This month, I completed a book on the legal issues involved with managing mobile devices in the enterprise. The publisher will be the American Bar Association Section of Science & Technology Law. I served as Chair of the Section from 2010 to 2011. I expect the Section to publish the book in time for the American Bar Association Annual Meeting in August in San Francisco. But the purpose of this article is to give you a sneak preview of what the book is going to say.
The first question to answer is why a book on mobile devices. The answer is simple. The country and world are undergoing a “mobile transformation” reshaping the way we do work, entertain ourselves, and live our daily lives. Mobile computing poses one of the greatest challenges to IT departments in the workplace, and raises a whole host of legal issues. The book helps prepare lawyers, business people, and technologists to meet the challenges posed by these legal issues.
I begin the book talking about the mobile transformation we are undertaking as a nation and in the world. IT departments are seeing the “consumerization” of information technology, an adoption of technology in the enterprise that first became popular in consumer products and services. After discussing these topics, the book turns towards managing a mobile device program in the enterprise. Key steps include risk analysis and management, determining who will own mobile devices (the employer or employee), establishing policies and supporting documentation, procuring the technology to support a mobile program, and implementing the program.
After this discussion, I turn to particular areas of law and the issues they raise. The first is discovery in litigation. Collecting and preserving evidence from mobile devices is the focus of this section. The discussion then turns towards information security issues, and how to maintain the security of an employer’s information. Privacy will be a key issue, as well as protecting trade secrets. Following the privacy discussion, I discuss cyber risk insurance and the interplay between insurance coverage and mobile computing. Finally, I discuss the employment law issues surrounding mobile computing.
In the end, I turn towards future challenges relating to mobile computing. Mobile computing is part of a set of larger transformations we are undertaking. Examples include:
- Globalization. Mobile computing will spread computing activity around the world with increasing and immersive connectivity, raising many international legal issues.
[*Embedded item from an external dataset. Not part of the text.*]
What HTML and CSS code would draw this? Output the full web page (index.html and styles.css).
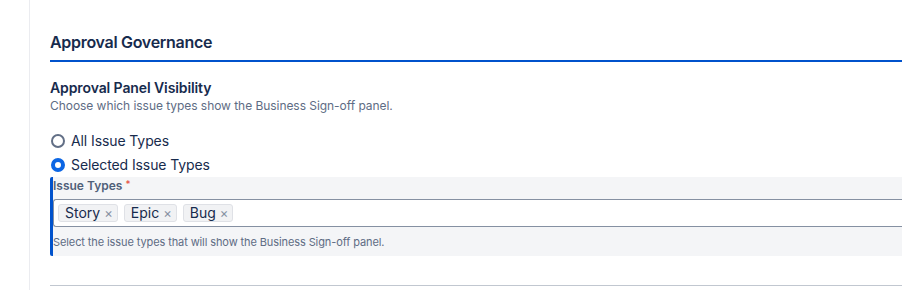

- Payments. New forms of payment will arise to meet business needs raising privacy issues and questions about the reach of government.
- Privacy. With mobile computing exponentially increasing the amount of data individuals generate and pass to service providers, privacy will become a key issue.
- The Internet of Things. People will start using network-connected versions of day-to-day equipment and control them through mobile devices. For instance, workers may be able to lock and unlock a networked door lock remotely. Other examples include controls for heating, lighting, elevators, and closed circuit television cameras. These new technologies raise their own privacy issues, as well as liability, control, and service level issues, to name a few.
- Artificial intelligence and robotics. Our mobile devices are already using artificial intelligence to assist us in our lives. Think Siri on the iPhone. But our mobile devices will also become integrated with robots. The use of artificial intelligence and robotics will raise a huge number of legal issues in future decades.
Mobile computing is to our era what the adoption of PC was to the 1980s. The mobile transformation, however, is happening much faster and on a far greater global scale than the PC revolution in the 1980s. Accordingly, the time is right for sharing information on legal issues of mobile computing, and I hope that the book helps people prepare for the mobile transformation, which is now underway.